O beijo roubado de Luís Rubiales presidente da Federação espanhola de Futebol, à futebolista Jenni Hermoso, durante os entusiásticos festejos do título mundial feminino de futebol tornou-se tema universal. Abuso sexista ou, apenas, um excesso de entusiasmo? Esta é pergunta em relação à qual já ninguém quer ouvir a resposta. Para Rubiales, que teimosamente resiste ao pedido de demissão, tratou-se, apenas, de um “beijo consentido” num momento de exaltação coletivo, mas desgraçadamente para o presidente da federação espanhola, essa não é a versão da jogadora.

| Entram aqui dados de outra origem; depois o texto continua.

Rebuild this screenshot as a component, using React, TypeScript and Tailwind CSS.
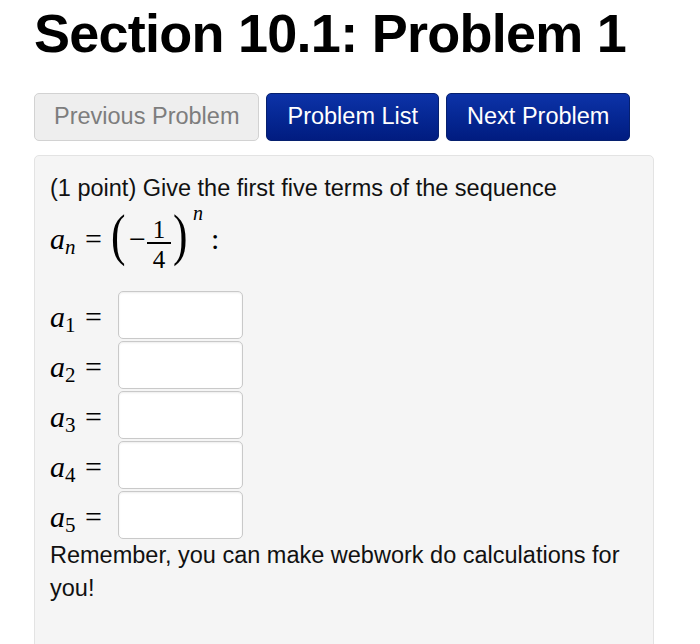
import React from "react";

const terms = [1, 2, 3, 4, 5];

function NavButton({ label, active }: { label: string; active?: boolean }) {
  if (!active) {
    return (
      <button className="h-[48px] px-[19px] rounded-[5px] border border-[#d2d2d2] bg-[#eeeeee] text-[23.5px] text-[#7d7d7d]">
        {label}
      </button>
    );
  }
  return (
    <button className="h-[48px] px-[20px] rounded-[5px] border border-[#06206f] bg-gradient-to-b from-[#0d33a8] to-[#011c80] text-[23.5px] text-white">
      {label}
    </button>
  );
}

export default function App() {
  return (
    <div className="min-h-screen bg-white px-[34px] pt-[4px] font-['Liberation_Sans',Arial,sans-serif]">
      <h1 className="text-[54px] leading-[59px] font-bold tracking-[-0.75px] text-black">
        Section 10.1: Problem 1
      </h1>

      <div className="mt-[30px] flex gap-[7px]">
        <NavButton label="Previous Problem" />
        <NavButton label="Problem List" active />
        <NavButton label="Next Problem" active />
      </div>

      <div className="mt-[14px] w-[620px] rounded-[5px] border border-[#e3e3e3] bg-[#f5f5f5] px-[15px] pt-[16px] pb-[50px] text-[23.5px] leading-[33px] text-[#111]">
        <p>(1 point) Give the first five terms of the sequence</p>

        {/* a_n = (-1/4)^n : */}
        <div className="flex h-[72px] items-center font-['Liberation_Serif','Times_New_Roman',serif] leading-none text-black">
          <span className="w-[35px] mb-[5px] text-[30px] italic">
            a<sub className="text-[21px]">n</sub>
          </span>
          <span className="w-[26px] mb-[5px] text-[30px]">=</span>
          <span className="mb-[12px] w-[16px] origin-left scale-x-75 text-[58px]">(</span>
          <span className="ml-[2px] mb-[5px] text-[30px]">−</span>
          <span className="ml-[1px] mt-[7px] flex w-[24px] flex-col items-center text-[25px]">
            <span className="leading-[25px]">1</span>
            <span className="h-[1.5px] w-full bg-black" />
            <span className="mt-[3.5px] leading-[25px]">4</span>
          </span>
          <span className="ml-[2px] mb-[12px] w-[16px] origin-left scale-x-75 text-[58px]">)</span>
          <span className="ml-[4px] -mt-[2px] self-start text-[20px] italic">n</span>
          <span className="ml-[8px] mb-[5px] text-[30px]">:</span>
        </div>

        <div className="mt-[14px] flex flex-col gap-[2px]">
          {terms.map((k) => (
            <div key={k} className="flex h-[48px] items-center">
              <span className="mt-[4px] w-[35px] font-['Liberation_Serif','Times_New_Roman',serif] text-[30px] leading-none italic text-black">
                a<sub className="text-[21px] not-italic">{k}</sub>
              </span>
              <span className="mt-[4px] w-[33px] font-['Liberation_Serif','Times_New_Roman',serif] text-[30px] leading-none text-black">
                =
              </span>
              <input
                type="text"
                className="h-[48px] w-[125px] rounded-[5px] border border-[#c9c9c9] bg-white shadow-[inset_0_1px_2px_rgba(0,0,0,0.08)] outline-none"
              />
            </div>
          ))}
        </div>

        <p>Remember, you can make webwork do calculations for you!</p>
      </div>
    </div>
  );
}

 A verdade é que a Espanha inteira vive com mais intensidade a discussão sobre o beijo pecaminoso de Rubiales do que a exaltação do histórico título mundial. E isso é injusto para todas as campeãs do mundo, que se sentem, também elas roubadas no seu direito à glória e à idolatria popular.

 O título de campeãs do mundo parece ter acontecido há séculos e o beijo de Rubiales, por muitos dias que passem, parece ter acontecido ontem. Tornou-se assunto de Estado, o Rei já se pronunciou sobre o incidente. Tornou-se, também, assunto da UEFA e da FIFA e, em breve, se tornará assunto do Tribunal do Desporto, mas mais importante do que isso, tornou-se assunto da guerra dos sexos.

 “Abaixo o falso feminismo”, gritou o líder do futebol espanhol, para quem, segundo argumentou o beijo dado a Jenni foi como se o tivesse dado a uma filha. Não se sabe se a filha de Rubiales se sente humilhada pela comparação, mas sabe-se que o fogo da discussão alastrou por toda a espécie de moral pública. Para trás, e sem grade explicação, ficaram os históricos beijos de Diogo Maradona a Caniggia, durante um quente Boca Juniors – River Plate, ao que parece, o beijo mais ardente e apaixonado de todos. E também aquele beijo intenso e comprometedor de Rakitic ao português Daniel Carriço, nos festejos de uma Liga Europa conquistada, nos penáltis, ao Benfica. Também para a história ficarão outros ósculos inquietantes, que correra mundo, um dos quais, na órbitra política, entre o muito soviético Leonid Brejnev ao líder da antiga República Democrática Alemã, Erich Hoenecker e que selava, com esse gesto, a solidez do chamado mundo socialista. Era hábito, na época, os líderes do bloco comunista se saudarem com três beijos nas faces, mas em caso de maior fraternidade e coesão política, os beijos eram dados na boca.

 Outros tempos e, admito, outras vontades. No caso do beijo roubado à espanhol, não deixa de ser irónico que um potencial candidato ao cargo de Rubiales seja o nosso bem conhecido Iker Casillas, que depois de conquistar o Mundial na África do Sul roubou, em direto e ao vivo, um apaixonadíssimo beijo a Sara Carbonero. Nessa altura, toda a gente achou, no mínimo, desculpável, até porque Carboneiro era uma jornalista a procurar cumprir a sua missão de entrevistadora e o incidente tornou-a profissionalmente vulnerável.

 Ninguém pode ter a certeza do verdadeiro sentimento de Rubiales quando beijou Jenni. Pode ter sido, apenas um gesto soviético à moda de Brejnev, pode ter sido um traiçoeiro atentado à dignidade da atleta e pode ter sido, apenas, como ele garante, um excesso de entusiasmo. Mas nada pode justificar e desculpar o ato do mesmo Rubiales que, na tribuna de honra, para comemorar o título espanhol de campeão do mundo feminino de futebol, achou que o seu melhor contributo seria o de agarrar os genitais com ambas as mãos e assim se exibir às câmaras de televisão. E esse gesto obsceno torna o beijo definitivamente sujo.